Rep. Raúl Labrador (R-Idaho) is sponsoring a bill in the U.S. House of Representatives that would guarantee that no person or group could lose their tax exempt status for affirming traditional marriage, or opposing the redefinition of marriage.
The Marriage and Religious Freedom Act has, at the time of this publication, 75 co-sponsors. Most of them are Republican, but at least two Democrats, Rep. Mike McIntyre (D-N.C.) and Rep. Dan Lipinski (D-Ill.), are also co-sponsoring the bill.
If enacted, no individual or institution could lose tax-exempt status for believing or advocating that marriage should only be between one man and one woman. Many religious institutions in the United States are non-profits and have a tax-exempt status under the U.S. tax code.
In explaining his reasons for the bill, Labrador cited the words of President Barack Obama, from when Obama announced he changed his position on same-sex marriage.
"Regardless of your ideology, we can all agree about the importance of religious liberty in America," Labrador said Thursday. "Our bill will protect freedom of conscience for those who believe marriage is the union of one man and one woman. This is not a Republican or Democrat issue. As President Obama said, 'Americans hold a wide range of views' on marriage and 'maintaining our nation's commitment to religious freedom' is 'vital.' We agree."
Due to recent events, there has been growing concern among religious freedom advocates along with the redefinition of marriage to include same-sex couples in some states. Those who provide wedding services, for instance, have been denied the right to decline working at same-sex weddings, and some religious groups have been denied the right to prefer families with both a husband and a wife for adoption services.
There have also been growing concerns about the abuse of federal power within the Internal Revenue Service, the agency responsible for granting tax-exempt status. In a scandal still under investigation, the IRS reportedly targeted Tea Party, pro-life and conservative religious groups for additional scrutiny and harassment.
Rep. Steve Scalise, chairman of the Republican Study Committee, mentioned the IRS scandal as one reason for his support of the bill.
"I commend Congressman Raúl Labrador for bringing forth this bill and leading on this important issue. As we've seen with the IRS scandals, nonprofit organizations and those who support them may be targeted and punished for their beliefs and principles," Scalise said. "Furthermore, the Supreme Court's ruling on marriage may embolden those in government who want to impose their views of marriage on faith-based organizations. We need this strong legislation to protect freedom of conscience for those who believe marriage is the union of one man and one woman. Raúl's bill does exactly that, ensuring respect and tolerance for those who affirm traditional marriage."
The bill also has the support of the United States Conference of Catholic Bishops, the National Organization for Marriage, Heritage Action, Family Research Council, Focus on the Family, The Ethics and Religious Liberty Commission of the Southern Baptist Convention, and Concerned Women for America.

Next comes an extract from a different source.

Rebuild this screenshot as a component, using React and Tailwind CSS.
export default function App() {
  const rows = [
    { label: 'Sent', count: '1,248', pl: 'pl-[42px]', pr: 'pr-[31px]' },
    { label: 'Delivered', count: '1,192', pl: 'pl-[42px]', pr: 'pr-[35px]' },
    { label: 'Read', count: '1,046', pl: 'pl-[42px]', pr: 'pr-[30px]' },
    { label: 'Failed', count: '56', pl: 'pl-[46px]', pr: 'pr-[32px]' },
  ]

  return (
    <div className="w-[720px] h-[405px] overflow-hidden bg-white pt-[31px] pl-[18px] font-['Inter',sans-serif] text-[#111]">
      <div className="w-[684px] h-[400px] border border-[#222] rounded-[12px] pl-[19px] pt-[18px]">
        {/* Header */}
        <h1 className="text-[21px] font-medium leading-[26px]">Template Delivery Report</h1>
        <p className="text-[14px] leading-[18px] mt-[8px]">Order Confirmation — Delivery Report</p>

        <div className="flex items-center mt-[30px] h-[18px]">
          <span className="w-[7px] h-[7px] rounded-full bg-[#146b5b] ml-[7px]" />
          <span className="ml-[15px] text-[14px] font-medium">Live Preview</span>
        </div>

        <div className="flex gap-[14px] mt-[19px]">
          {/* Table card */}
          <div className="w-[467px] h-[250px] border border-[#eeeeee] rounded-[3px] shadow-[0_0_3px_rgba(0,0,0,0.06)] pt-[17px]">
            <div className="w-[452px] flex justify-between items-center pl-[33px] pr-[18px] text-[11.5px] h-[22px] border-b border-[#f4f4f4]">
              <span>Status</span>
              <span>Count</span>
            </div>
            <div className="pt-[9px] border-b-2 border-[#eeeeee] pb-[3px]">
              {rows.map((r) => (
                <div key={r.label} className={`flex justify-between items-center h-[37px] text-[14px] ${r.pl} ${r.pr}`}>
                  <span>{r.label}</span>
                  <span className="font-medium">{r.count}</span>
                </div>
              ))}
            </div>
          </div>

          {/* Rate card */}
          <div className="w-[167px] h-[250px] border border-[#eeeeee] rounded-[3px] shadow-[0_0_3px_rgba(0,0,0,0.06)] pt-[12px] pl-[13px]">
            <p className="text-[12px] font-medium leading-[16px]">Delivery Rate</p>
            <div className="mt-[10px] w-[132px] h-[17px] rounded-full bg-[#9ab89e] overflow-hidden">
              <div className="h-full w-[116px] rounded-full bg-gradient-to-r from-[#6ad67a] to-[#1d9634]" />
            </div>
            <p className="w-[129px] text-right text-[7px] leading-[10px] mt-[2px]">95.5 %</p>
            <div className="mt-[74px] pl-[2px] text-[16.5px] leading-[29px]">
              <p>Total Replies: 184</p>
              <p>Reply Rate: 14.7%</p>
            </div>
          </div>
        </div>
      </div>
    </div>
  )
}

In June, the U.S. Supreme Court issued two decisions regarding same-sex marriage. In one of those, Windsor vs. United States, the Court struck down a part of the Defense of Marriage Act that defined marriage as between one man and one woman for the purposes of federal law. David Christensen, vice president of government affairs for FRC, argued that the Marriage and Religious Freedom Act is consistent with the Windsor decision.
"This bill affirms that a person's religious belief in the importance of natural marriage should be treated with tolerance and respect by the federal government," he said. "The Windsor Court's ruling urges respect for federalism and the sovereignty of state decisions on marriage law, including laws that define marriage between a man and a woman. This bill merely states that the federal government cannot target or harm a person for their religious views in support of natural marriage."